Указы, издаваемые центральной властью, породили ответный поток отчетов представителей местной власти, непосредственно на местах руководивших действиями, направленными на предотвращение самосожжений. Каждое самосожжение, где бы оно ни происходило, привлекало самое пристальное внимание местной духовной и светской администрации, в результате чего появились многочисленные судебно-следственные дела, некоторые из которых опубликованы[130]. Значительное количество следственных дел приведены в данном исследовании впервые. Они обнаружены мною в Государственном архиве Архангельской области (ф. 1, Канцелярия губернатора), Российском государственном архиве древних актов (ф. 7, Преображенский приказ), Российском государственном историческом архиве (ф. 796, Канцелярия Синода), Национальном архиве Республики Карелия (ф. 445, Канцелярия Олонецких Петровских заводов). Некоторые существенные для понимания феномена самосожжений источники опубликованы в приложениях к данной работе. Все эти дела, как правило, представляют собой сложный комплекс документов.
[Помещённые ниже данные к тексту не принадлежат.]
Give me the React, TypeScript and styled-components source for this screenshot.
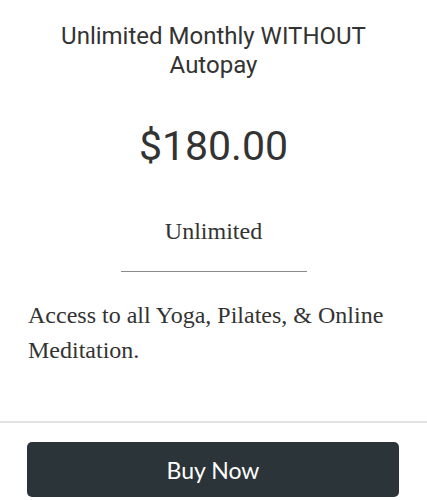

В их число входят доношения о собравшихся для самосожжения раскольниках, распоряжения Сената, Синода, а также местных руководителей – воевод, епископов или губернаторов о неотложных мерах, направленных на предотвращение самосожжения. Кроме того, следственные дела о самосожжениях включают подробные отчеты руководителей посланной «команды» о мерах, принятых сразу после прибытия к месту предполагаемой «гари», ответных действиях самосожигателей, успехе или провале порученного дела.